Before running my first hundred miler I had no idea what to expect. That's what drew me to it. My mind was having trouble comprehending what I was about to embark on. When i stuck it out for nearly 24 hours through some of the most rocky and rugged terrain you can find, I was in shock at what I had just done. It was one hell of a journey and I'll never forget it. One year later I arrived looking to go sub 20 and possibly win. My knee locked up and I basically walked the final 30 miles in. I never considered quitting, but when i finished I really didn't care about what i had just done since I considered it a failure even though it was still an hour and a half faster then last year. I'm proud that I overcame that obstacle, but I never considered not finishing so when I arrived at the finish it was expected.

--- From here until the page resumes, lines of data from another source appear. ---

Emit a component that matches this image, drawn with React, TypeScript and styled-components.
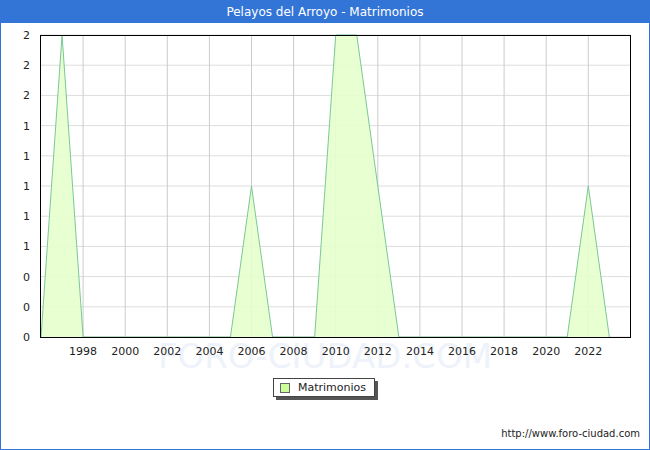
import styled, { createGlobalStyle } from "styled-components";

const Global = createGlobalStyle`
  body { margin: 0; font-family: "DejaVu Sans", Verdana, sans-serif; }
`;

const Frame = styled.div`
  width: 648px;
  height: 448px;
  border: 1px solid #3375d6;
  background: #fff;
  display: flex;
  flex-direction: column;
`;

const TitleBar = styled.div`
  height: 22px;
  background: #3375d6;
  color: #fff;
  font-size: 12px;
  display: flex;
  align-items: center;
  justify-content: center;
`;

const LegendRow = styled.div`
  display: flex;
  justify-content: center;
  margin-top: 10px;
  padding-right: 2px;
`;

const LegendBox = styled.div`
  display: flex;
  align-items: center;
  gap: 8px;
  height: 17px;
  padding: 0 8px 0 6px;
  border: 1px solid #444;
  box-shadow: 3px 3px 0 #555;
  font-size: 11px;
  color: #222;
`;

const Swatch = styled.span`
  width: 8px;
  height: 8px;
  border: 1px solid #666;
  background: #ccff99;
`;

const Footer = styled.div`
  margin-top: auto;
  padding: 0 9px 10px 0;
  text-align: right;
  font-size: 10px;
  color: #222;
`;

const data = [0, 2, 0, 0, 0, 0, 0, 0, 0, 0, 1, 0, 0, 0, 2, 2, 1, 0, 0, 0, 0, 0, 0, 0, 0, 0, 1, 0];
const X0 = 41, DX = 21.05, YB = 337, YT = 35;
const xs = (i: number) => X0 + i * DX;
const ys = (v: number) => YB - (v / 2) * (YB - YT);

function Chart() {
  const pts = data.map((v, i) => `${xs(i)},${ys(v)}`).join(" ");
  const area = `${xs(0)},${YB} ${pts} ${xs(data.length - 1)},${YB}`;
  const yLabels = ["2", "2", "2", "1", "1", "1", "1", "1", "0", "0", "0"];
  return (
    <svg width="648" height="345" viewBox="1 23 648 345" style={{ display: "block" }}>
      <text x="325" y="368" fontSize="34" fill="#eef2fa" textAnchor="middle" fontFamily="DejaVu Sans">FORO-CIUDAD.COM</text>
      {yLabels.map((_, i) => {
        const y = YT + i * 30.2;
        return <line key={i} x1="40" x2="630" y1={y} y2={y} stroke="#ddd" />;
      })}
      {Array.from({ length: 13 }, (_, k) => {
        const x = xs(2 + 2 * k);
        return <line key={k} x1={x} x2={x} y1={YT} y2={YB} stroke="#ccc" />;
      })}
      <polygon points={area} fill="#e6ffcc" fillOpacity="0.9" />
      <polyline points={pts} fill="none" stroke="#7ac896" strokeWidth="1" />
      <rect x="40.5" y="35.5" width="590" height="302" fill="none" stroke="#000" />
      {yLabels.map((l, i) => (
        <text key={i} x="30" y={YT + i * 30.2 + 4} fontSize="11" textAnchor="end" fill="#222" fontFamily="DejaVu Sans">{l}</text>
      ))}
      {Array.from({ length: 13 }, (_, k) => (
        <text key={k} x={xs(2 + 2 * k)} y="355" fontSize="11" textAnchor="middle" fill="#222" fontFamily="DejaVu Sans">{1998 + 2 * k}</text>
      ))}
    </svg>
  );
}

export default function App() {
  return (
    <Frame>
      <Global />
      <TitleBar>Pelayos del Arroyo - Matrimonios</TitleBar>
      <Chart />
      <LegendRow>
        <LegendBox>
          <Swatch />
          Matrimonios
        </LegendBox>
      </LegendRow>
      <Footer>http://www.foro-ciudad.com</Footer>
    </Frame>
  );
}
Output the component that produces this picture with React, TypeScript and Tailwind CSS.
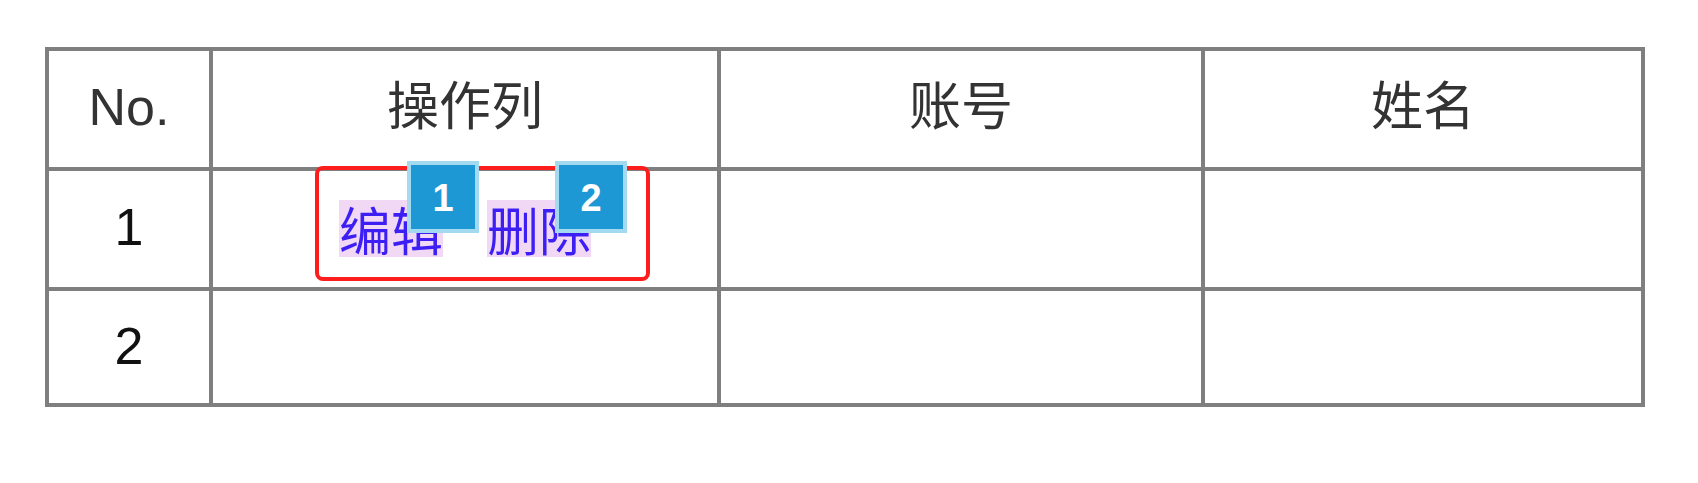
const headers = ['No.', '操作列', '账号', '姓名'];

const cellWidths = ['w-[160px]', 'w-[508px]', 'w-[484px]', 'w-[440px]'];

const Badge = ({ n }: { n: number }) => (
  <span className="absolute -top-[39px] left-[calc(100%-36px)] z-20 flex h-[72px] w-[72px] items-center justify-center border-4 border-[#a3daf0] bg-[#1e98d5] pt-[2px] font-['Liberation_Sans',sans-serif] text-[38px] leading-none font-bold text-white">
    {n}
  </span>
);

const ActionLink = ({ label, n }: { label: string; n: number }) => (
  <span className="relative inline-block h-[57px] bg-[#f1d9f6] text-[52px] leading-[57px] text-[#3d1ff4]">
    {label}
    <Badge n={n} />
  </span>
);

export default function App() {
  return (
    <div className="min-h-[483px] w-[1698px] bg-white pt-[47px] pl-[45px] font-['Liberation_Sans','Noto_Sans_CJK_SC',sans-serif]">
      <div className="w-[1600px] border-4 border-[#7f7f7f]">
        {/* header */}
        <div className="flex h-[116px]">
          {headers.map((h, i) => (
            <div
              key={h}
              className={`flex items-center justify-center pb-[5px] text-[52px] leading-none text-[#333333] ${cellWidths[i]} ${i > 0 ? 'border-l-4 border-[#7f7f7f]' : ''}`}
            >
              {h}
            </div>
          ))}
        </div>

        {/* row 1 */}
        <div className="flex h-[120px] border-t-4 border-[#7f7f7f]">
          <div className="flex w-[160px] items-center justify-center pb-[5px] text-[52px] leading-none text-[#111111]">1</div>
          <div className="relative flex w-[508px] items-center justify-center gap-[44px] border-l-4 border-[#7f7f7f] pb-[2px] font-['Noto_Sans_CJK_SC',sans-serif]">
            <ActionLink label="编辑" n={1} />
            <ActionLink label="删除" n={2} />
            {/* annotation box */}
            <div className="pointer-events-none absolute -top-[5px] left-[102px] z-10 h-[115px] w-[335px] rounded-[8px] border-4 border-[#fd1d1d]" />
          </div>
          <div className="w-[484px] border-l-4 border-[#7f7f7f]" />
          <div className="w-[440px] border-l-4 border-[#7f7f7f]" />
        </div>

        {/* row 2 */}
        <div className="flex h-[116px] border-t-4 border-[#7f7f7f]">
          <div className="flex w-[160px] items-center justify-center pb-[2px] text-[52px] leading-none text-[#111111]">2</div>
          <div className="w-[508px] border-l-4 border-[#7f7f7f]" />
          <div className="w-[484px] border-l-4 border-[#7f7f7f]" />
          <div className="w-[440px] border-l-4 border-[#7f7f7f]" />
        </div>
      </div>
    </div>
  );
}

Looking at the hurt 100, I'm not sure how I'm going to pull this one off. Finishing at three in morning at Cactus Rose doesn't quite put you in that sleep deprivation mode. The average person who actually finishes HURT takes approximately 32-33 hours to finish. At that point you encounter some major sleep deprivation, and it's hard to keep functioning at that point. I cannot wait to find out what I'm made of. I like to say that I'm ready. I like to say that I'm one mentally tough mofo. But am I really? Have I truly been put in that situation when quitting really sounds like the best option. When quitting is completely justify able, and not a single person will question you. When you can't comprehend what it will take to finish when the muddiest, rockiest, steepest, root infested mountain lies between every aid station. Well what did Gordy tell himself that day when his horse went lame for the western states one day? Back then the race was a 100 mile horseback ride, and nobody ever considered doing it on foot. Well, without a horse he decided to attempt it on foot and 23 hours and 42 minutes later he arrived in Auburn. He told himself that one more step was possible. That will go through my mind when that situation comes in the darkest hours of the night when I'm hurdling roots and slogging up and down those mountains covered in mud. Gordy also said the darkest hour is always just before dawn. So if you can just not quit.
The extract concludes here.